Tag Archives: new zeland media

Editors and Policy on Climate Change: An Open Letter

There have been a couple of remarkable turnarounds in the mainstream media of late. For example, Bishop Hill has noticed the significant change of perspective of Geoffrey Lean at the Telegraph:

When even zealots like Lean are in retreat it’s fair to say that something significant has changed. One can only wonder whether this change of tune is a function of the Economist’s coverage of the issue or of what Lean’s contacts are whispering to him about the Fifth Assessment Report.

The important point is that Lean is accepting that climate sensitivity to carbon dioxide might not be as high as previously considered. The economist article is undoubtedly an influence, and again represents a major shift of position from alarmism. I think this is an interesting shift in the reporting of climate change. However, I am not sure that the New Zealand media are catching up yet, so I thought I would ‘pen’ and open letter to the media. I have no idea whether anyone from the media reads this blog, but I thought it was at least worth a try.

Open Letter

I start this letter with a simple point. The success of your newspaper is entirely dependent upon your credibility. I do not mean whether celebrity ‘x’ really had an affair with celebrity ‘y’, but on the substantive issues in the news. For the former, no doubt, the public are forgiving but, for the latter, they will be less so.

Many years ago, a group of scientists started making startling claims that humans were warming the planet due to emissions of carbon dioxide. They made predictions for temperature rises and, along with the rise in temperature, started predicting catastrophe. It was a hot news story. It was a story which could energise people into the ever so noble cause of ‘saving the planet’. With such a noble cause, it was inevitable that the cause would create passionate advocacy. Governments were caught up with the passion too, and commenced a flood of new and often expensive legislation to ‘save the planet’. Passions were raised, and you were part of that process.
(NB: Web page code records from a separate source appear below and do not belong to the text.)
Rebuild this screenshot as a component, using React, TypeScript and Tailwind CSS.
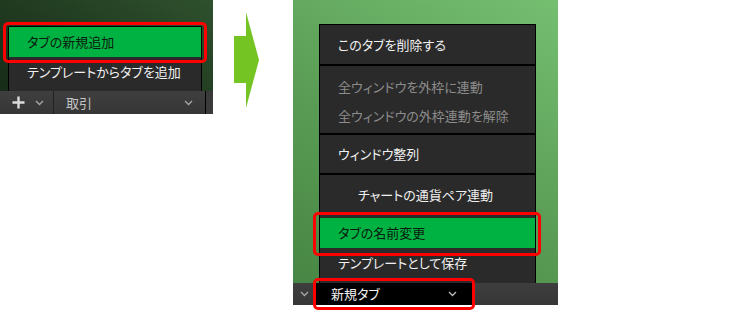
import React from "react";

const font = "font-['Noto_Sans_CJK_JP','Noto_Sans',sans-serif] [font-feature-settings:'palt']";

function Chevron({ color = "#a8a8a8" }: { color?: string }) {
  return (
    <svg width="9" height="6" viewBox="0 0 9 6" className="block">
      <polyline points="1,1 4.5,4.5 8,1" fill="none" stroke={color} strokeWidth="1.3" />
    </svg>
  );
}

function RedBox({ className }: { className: string }) {
  return <div className={`absolute border-[3px] border-[#ff0000] rounded-[5px] ${className}`} />;
}

export default function App() {
  return (
    <div className={`relative w-[732px] h-[312px] bg-white flex items-start overflow-hidden ${font}`}>
      {/* Left panel */}
      <div className="relative w-[213px] h-[115px] flex flex-col">
        <div className="h-[91px] bg-[linear-gradient(30deg,#172c18_0%,#223d22_50%,#2f512d_100%)] pt-[26px] pl-[8px]">
          <div className="w-[194px] h-[65px] bg-[#2a2a2a] border-x border-t border-black flex flex-col">
            <div className="h-[30px] bg-[#00b241] flex items-center pl-[18px] text-[13px] text-[#0c1a10]">タブの新規追加</div>
            <div className="h-[30px] flex items-center pl-[18px] text-[13px] text-[#f0f0f0]">テンプレートからタブを追加</div>
          </div>
        </div>
        <div className="h-[23px] bg-[linear-gradient(#3f3f3f,#363636)] flex items-center">
          <div className="w-[54px] h-full flex items-center pl-[12px] gap-[10px] border-r border-[#222]">
            <svg width="13" height="13" viewBox="0 0 13 13" className="block">
              <path d="M6.5 0.5V12.5M0.5 6.5H12.5" stroke="#dcdcdc" strokeWidth="2.4" />
            </svg>
            <Chevron />
          </div>
          <div className="w-[152px] h-full flex items-center justify-between pl-[12px] pr-[12px] border-r border-black">
            <span className="text-[13px] text-[#c4c4c4]">取引</span>
            <Chevron />
          </div>
          <div className="flex-1 h-full bg-[#3a3a3a]" />
        </div>
        <RedBox className="left-[3px] top-[22px] w-[204px] h-[41px]" />
      </div>

      {/* Arrow */}
      <div className="w-[80px] h-[115px]">
        <svg width="80" height="115" viewBox="0 0 80 115" className="block">
          <polygon points="21,36 33,36 33,12 46,60 33,108 33,83 21,83" fill="#74c424" />
        </svg>
      </div>

      {/* Right panel */}
      <div className="relative w-[265px] h-[312px] flex flex-col">
        <div className="h-[283px] bg-[linear-gradient(30deg,#478644_0%,#5a9c55_45%,#75bf71_100%)] pt-[24px] pl-[26px] overflow-hidden">
          <div className="w-[217px] h-[270px] bg-[#2a2a2a] border border-black flex flex-col text-[13px] text-[#f0f0f0]">
            <div className="h-[39px] flex items-center pl-[18px]">このタブを削除する</div>
            <div className="h-[2px] bg-black" />
            <div className="pt-[6px] pb-[3px] flex flex-col text-[#8c8c8c]">
              <div className="h-[29px] flex items-center pl-[18px]">全ウィンドウを外枠に連動</div>
              <div className="h-[29px] flex items-center pl-[18px]">全ウィンドウの外枠連動を解除</div>
            </div>
            <div className="h-[2px] bg-black" />
            <div className="h-[38px] flex items-center pl-[18px]">ウィンドウ整列</div>
            <div className="h-[2px] bg-black" />
            <div className="pt-[5px] flex flex-col">
              <div className="h-[30px] flex items-center pl-[38px]">チャートの通貨ペア連動</div>
              <div className="h-[8px]" />
              <div className="h-[30px] flex items-center pl-[18px] bg-[#00b241] text-[#0c1a10]">タブの名前変更</div>
              <div className="h-[30px] flex items-center pl-[18px]">テンプレートとして保存</div>
            </div>
          </div>
        </div>
        <div className="h-[22px] bg-[linear-gradient(#3e3e3e,#363636)] flex items-stretch">
          <div className="w-[22px] flex items-center justify-center">
            <Chevron />
          </div>
          <div className="w-[157px] bg-black flex items-center justify-between pl-[16px] pr-[15px]">
            <span className="text-[13px] text-[#f2f2f2]">新規タブ</span>
            <Chevron color="#bdbdbd" />
          </div>
          <div className="flex-1" />
        </div>
        <RedBox className="left-[20px] top-[212px] w-[228px] h-[44px]" />
        <RedBox className="left-[20px] top-[278px] w-[162px] h-[32px]" />
      </div>
    </div>
  );
}
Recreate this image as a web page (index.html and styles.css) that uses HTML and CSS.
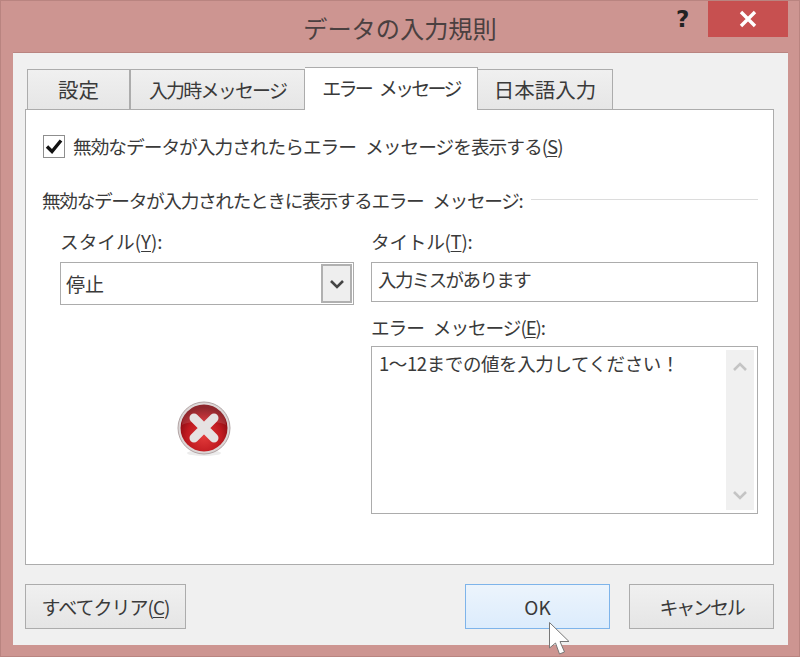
FILE: index.html
```html
<!DOCTYPE html>
<html lang="ja">
<head>
<meta charset="utf-8">
<title>データの入力規則</title>
<link rel="stylesheet" href="styles.css">
</head>
<body>
<div class="window">
  <header class="titlebar">
    <h1 class="title">データの入力規則</h1>
    <span class="help">?</span>
    <span class="close">
      <svg width="20" height="20" viewBox="0 0 20 20"><path d="M3 3L17 17M17 3L3 17" stroke="#fff" stroke-width="3.4" fill="none"/></svg>
    </span>
  </header>
  <main class="client">
    <nav class="tabs">
      <div class="tab tab-1">設定</div>
      <div class="tab tab-2">入力時メッセージ</div>
      <div class="tab tab-3 active">エラー メッセージ</div>
      <div class="tab tab-4">日本語入力</div>
    </nav>
    <section class="panel">
      <div class="check-row">
        <span class="checkbox">
          <svg width="18" height="18" viewBox="0 0 18 18"><path d="M2 9.500L7 14.500L16 3.500" stroke="#111" stroke-width="3.400" fill="none"/></svg>
        </span>
        <span>無効なデータが入力されたらエラー メッセージを表示する(<u>S</u>)</span>
      </div>
      <div class="legend"><span>無効なデータが入力されたときに表示するエラー メッセージ:</span><i class="rule"></i></div>
      <div class="columns">
        <div class="left">
          <label class="label">スタイル(<u>Y</u>):</label>
          <div class="select">
            <span class="select-value">停止</span>
            <span class="select-btn">
              <svg width="16" height="10" viewBox="0 0 16 10"><path d="M2 2L8 8L14 2" stroke="#444" stroke-width="2.600" fill="none"/></svg>
            </span>
          </div>
          <div class="icon-wrap">
            <svg width="56" height="56" viewBox="0 0 56 56">
              <defs>
                <radialGradient id="red" cx="50%" cy="68%" r="62%">
                  <stop offset="0" stop-color="#e23a3a"/>
                  <stop offset="0.6" stop-color="#c01a20"/>
                  <stop offset="1" stop-color="#7f0a10"/>
                </radialGradient>
              </defs>
              <ellipse cx="28" cy="52" rx="17" ry="3" fill="#ececec"/>
              <circle cx="28" cy="27" r="26" fill="#dcd6d6" stroke="#b3a5a5" stroke-width="1"/>
              <circle cx="28" cy="27" r="23.500" fill="url(#red)"/>
              <path d="M6 24A22 22 0 0 1 50 24C40 19 16 19 6 24Z" fill="#fff" opacity=".12"/>
              <path d="M18 17L38 37M38 17L18 37" stroke="#e6e2e2" stroke-width="9" stroke-linecap="round" fill="none"/>
            </svg>
          </div>
        </div>
        <div class="right">
          <label class="label label-title">タイトル(<u>T</u>):</label>
          <div class="field">入力ミスがあります</div>
          <label class="label label-msg">エラー メッセージ(<u>E</u>):</label>
          <div class="textarea">
            <div class="textarea-text">1～12までの値を入力してください！</div>
            <div class="scrollbar">
              <svg width="16" height="10" viewBox="0 0 16 10"><path d="M2 8L8 2L14 8" stroke="#c4c4c4" stroke-width="2.600" fill="none"/></svg>
              <svg width="16" height="10" viewBox="0 0 16 10"><path d="M2 2L8 8L14 2" stroke="#c4c4c4" stroke-width="2.600" fill="none"/></svg>
            </div>
          </div>
        </div>
      </div>
    </section>
    <footer class="buttons">
      <div class="btn btn-clear">すべてクリア(<u>C</u>)</div>
      <div class="btn btn-ok">OK</div>
      <div class="btn btn-cancel">キャンセル</div>
    </footer>
  </main>
  <svg class="cursor" width="24" height="36" viewBox="0 0 24 36">
    <path d="M1.500 1.500V27L7.500 22L11.500 33L16.500 31L12 20.500L21 20.500Z" fill="#fff" stroke="#777" stroke-width="1"/>
  </svg>
</div>
</body>
</html>
```
FILE: styles.css
```css
* { box-sizing: border-box; }
html, body { margin: 0; padding: 0; }
body {
  width: 800px;
  height: 657px;
  overflow: hidden;
  font-family: "Noto Sans CJK JP", "Noto Sans", sans-serif;
  font-size: 18px;
  color: #3a3a3a;
}
u { text-underline-offset: 2px; }
.window {
  position: relative;
  width: 800px;
  height: 657px;
  background: #cd9591;
  border: 1px solid #b98480;
  display: flex;
  flex-direction: column;
}
.titlebar {
  height: 51px;
  position: relative;
  flex: none;
  display: flex;
  justify-content: center;
}
.title {
  margin: 8px 0 0;
  font-size: 24.200px;
  font-weight: 400;
  line-height: 38px;
  color: #4a4040;
}
.help {
  position: absolute;
  left: 675px;
  top: 3px;
  font: 700 23px/30px "DejaVu Sans", sans-serif;
  color: #222;
}
.close {
  position: absolute;
  left: 707px;
  top: 0;
  width: 80px;
  height: 36px;
  background: #c75050;
  display: flex;
  align-items: center;
  justify-content: center;
}
.client {
  flex: 1;
  margin: 0 11px 11px 12px;
  background: #f0f0f0;
  border-top: 1px solid #b98480;
  padding: 16px 14px 0 12px;
  display: flex;
  flex-direction: column;
}
.tabs {
  display: flex;
  height: 40px;
  padding-left: 2px;
  align-items: flex-end;
  position: relative;
  z-index: 1;
}
.tab {
  height: 40px;
  border: 1px solid #acacac;
  border-bottom: 0;
  border-left-width: 0;
  background: linear-gradient(#f0f0f0, #e6e6e6);
  display: flex;
  align-items: center;
  justify-content: center;
  font-size: 19px;
}
.tab-1 { width: 103px; border-left-width: 1px; font-size: 20.500px; padding-bottom: 2px; }
.tab-2 { width: 175px; border-left-width: 1px; letter-spacing: -1.800px; }
.tab-3 { width: 173px; letter-spacing: -2.700px; word-spacing: 6px; }
.tab-4 { width: 135px; font-size: 20.500px; padding-bottom: 2px; }
.active {
  height: 43px;
  background: #fff;
  border-left-width: 0;
  border-bottom: 0;
  margin-bottom: -1px;
  padding-bottom: 3px;
}
.panel {
  height: 456px;
  background: #fff;
  border: 1px solid #acacac;
  padding: 0 15px 0 16px;
  display: flex;
  flex-direction: column;
}
.check-row {
  display: flex;
  align-items: center;
  gap: 8px;
  height: 24px;
  margin-top: 24px;
  font-size: 18.700px;
  line-height: 24px;
  letter-spacing: -1px;
  word-spacing: 6px;
  white-space: nowrap;
}
.checkbox {
  width: 22px;
  height: 23px;
  margin-left: 1px;
  border: 1px solid #8e8e8e;
  background: #fff;
  display: flex;
  align-items: center;
  justify-content: center;
}
.legend {
  display: flex;
  align-items: center;
  gap: 9px;
  height: 24px;
  margin-top: 29px;
  font-size: 18.700px;
  letter-spacing: -1.350px;
  word-spacing: 6px;
  white-space: nowrap;
}
.rule {
  flex: 1;
  height: 1px;
  background: #dcdcdc;
}
.columns {
  display: grid;
  grid-template-columns: 294px 387px;
  column-gap: 17px;
  padding-left: 18px;
  margin-top: 18px;
}
.label {
  display: block;
  height: 24px;
  line-height: 24px;
  font-size: 18.700px;
  margin-bottom: 9px;
  white-space: nowrap;
}
.label-title { letter-spacing: -0.300px; }
.select {
  height: 43px;
  border: 1px solid #acacac;
  background: #fff;
  display: flex;
  align-items: center;
  justify-content: space-between;
  padding: 1px;
}
.select-value {
  padding-left: 4px;
  font-size: 19px;
}
.select-btn {
  width: 31px;
  height: 39px;
  background: #eee;
  border: 2px solid #b0b0b0;
  display: flex;
  align-items: center;
  justify-content: center;
}
.icon-wrap {
  margin: 96px 0 0 116px;
  line-height: 0;
}
.field {
  height: 40px;
  border: 1px solid #acacac;
  background: #fff;
  padding-left: 6px;
  font-size: 18.500px;
  letter-spacing: -1.600px;
  line-height: 32px;
  white-space: nowrap;
}
.label-msg {
  margin-top: 13px;
  margin-bottom: 7px;
  letter-spacing: -1.100px;
  word-spacing: 6px;
}
.textarea {
  height: 168px;
  border: 1px solid #acacac;
  background: #fff;
  display: flex;
  justify-content: space-between;
  padding: 3px;
}
.textarea-text {
  padding: 0 0 0 4px;
  font-size: 18.500px;
  letter-spacing: -0.400px;
  line-height: 26px;
  white-space: nowrap;
}
.scrollbar {
  width: 28px;
  background: #f0f0f0;
  display: flex;
  flex-direction: column;
  align-items: center;
  justify-content: space-between;
  padding: 12px 0 10px;
}
.buttons {
  display: flex;
  margin-top: 19px;
}
.btn {
  height: 45px;
  border: 1px solid #acacac;
  background: linear-gradient(#f0f0f0, #e5e5e5);
  display: flex;
  align-items: center;
  justify-content: center;
  font-size: 19px;
  white-space: nowrap;
}
.btn-clear { width: 161px; letter-spacing: -1px; }
.btn-ok {
  width: 145px;
  margin-left: 279px;
  background: linear-gradient(#ecf4fc, #dcecfc);
  border-color: #7eb4ea;
}
.btn-cancel { width: 145px; margin-left: 19px; letter-spacing: -2.200px; }
.cursor {
  position: absolute;
  left: 547px;
  top: 620px;
}
```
We can now jump forwards to the present. The predictions of the scientists are not working out. The warming has stopped. There are also worrying evidence that the climategate scandal was revealing of a simple truth; the feet of the alarmist climate scientists are made of clay. Most recently, another hockey stick temperature chart was produced, and was hailed as a new ‘smoking gun’ for humans driving the climate into oblivion. It did not take long for the claims of the paper and the authors’ claims to the press to be dissected. It seems that they grossly manipulated the data, and the work could be characterised as grossly incompetent at best or fraudulent at worst. It is just the latest in a long line of scandals. You are not reporting on this, or the pause in temperature rise, or the implications of the pause for the climate models on which climate alarmism is founded.

I now return to the point with which I started this letter. Your reporting of climate alarmism has stoked passions, and has played a part in pressuring politicians to act to ‘save the planet’. If this alarm is a false alarm, what will this do to your credibility with your readers?

In particular, there have been a large number of credible scientists who have, for many years, either been questioning the idea of catastrophic global warming, or asking that the science of climate change acknowledge the many uncertainties in the science. As the predictions of catastrophic warming are failing to materialise, these sceptical scientists are starting to be vindicated. Up until now, you have ignored them, or in the worst case, called them ‘deniers’ of the science.

You can continue to promote the alarmism, as you have done up until now. If you do so, and the evidence of the real world continues to contradict the models of climate science alarmism, you are going to look very silly. You see, the trouble is this. It seems that some of the outlets that have previously promoted alarmism (e.g. the Economist) are starting to backtrack a little already. In doing so, they have started the process of protecting their credibility. Just as the tide of climate alarmism rapidly rose, it might just as quickly recede. To use a metaphor borrowed from a financier; you do not want to be the person who is wearing no swimsuit when the tide goes out.

You should start to now think about retaining your credibility. A first step, for those media outlets that do so, is to stop using terms such as ‘denier’. A second step is to acknowledge the uncertainties in climate science, with Professor Judith Currie as an exemplar of this position. You need to acknowledge that there is no consensus on the science. In particular, start reporting the IPCC as what it actually is, which is a fundamentally political institution. You do not have to take a sceptical stance, but simply started restoring balance to your reporting. In doing so, if the tide does indeed go back out, you will not be left exposed as wearing no swimsuit.